Step 4: Recheck after patches, ports, and word of mouth
Some of the best indie recommendations only become clear a few weeks or months after launch. Once the first rush settles, you usually get a better sense of whether the game has staying power, whether technical issues have been addressed, and whether a community has formed around it.
If your 2026 gaming diet also includes subscription titles or free-to-play alternatives, it is worth balancing this hub against pages like Best Free-to-Play Games in 2026: Worth Playing Right Now. That gives you a cleaner sense of what truly deserves a purchase.
When to revisit
This is the kind of article that becomes more useful over time, not less.

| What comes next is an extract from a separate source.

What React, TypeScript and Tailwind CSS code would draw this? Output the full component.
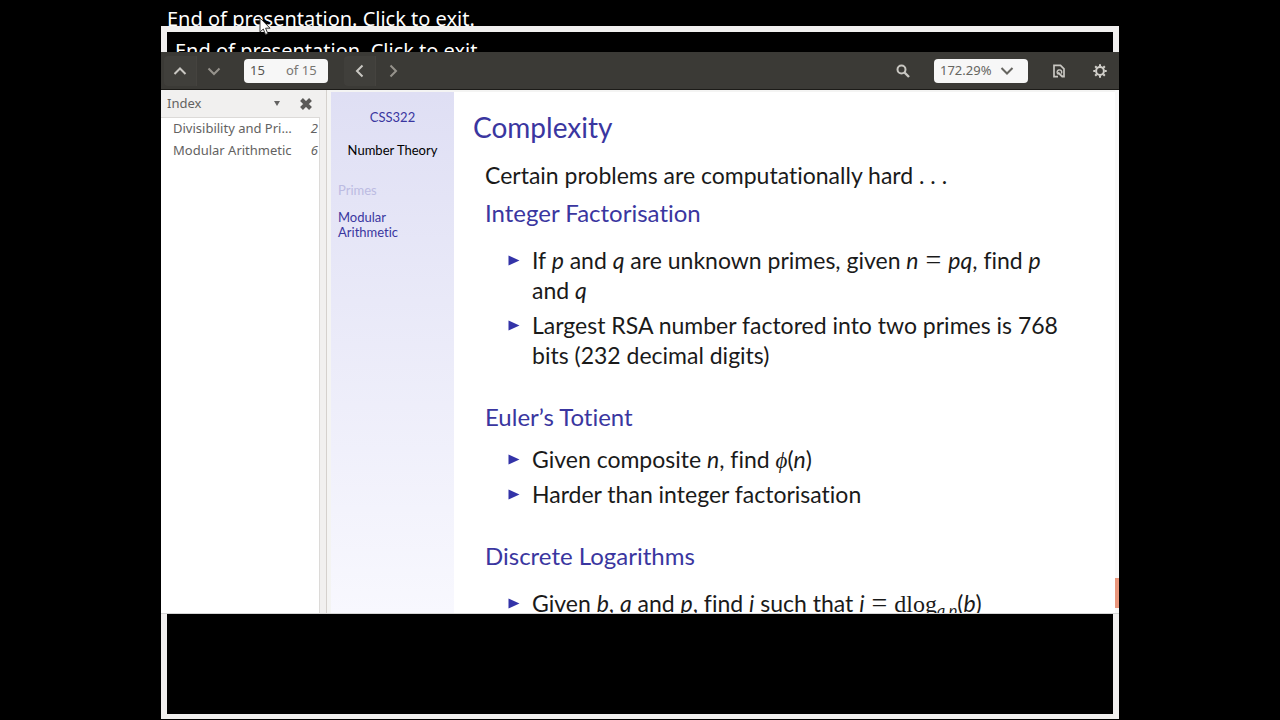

Revisit it when the indie landscape changes in ways that affect your buying decisions or your shortlist.
The best times to come back are:
- During major showcase periods, when new trailers and release windows reshape the conversation.
- After a platform launch or hardware shift, especially if more indie ports become viable on handheld systems.
- When a game leaves early access or receives a major update, changing whether it is ready to recommend.
- When you finish a big blockbuster and want something smaller, sharper, or more experimental next.
- During sales periods, when “interesting” and “worth buying now” are no longer the same thing.
Practically, the smartest habit is to revisit this hub whenever one of your filters changes: your platform, your budget, your available time, or your tolerance for unfinished edges. The best indie game for you in January may not be the best pick in October.
To get the most from it, keep your own shortlist alive. Add one game you want now, two you want to monitor, and one outside your usual genre comfort zone. That small system is often enough to cut through storefront clutter and make indie discovery feel manageable again.
In other words, use this page less like a final verdict and more like an editorial map. The strongest indie game recommendations are rarely about chasing consensus. They are about finding the smaller releases that meet you at the right moment, on the right platform, with the right expectations. That is what makes them worth your time—and worth returning to throughout 2026.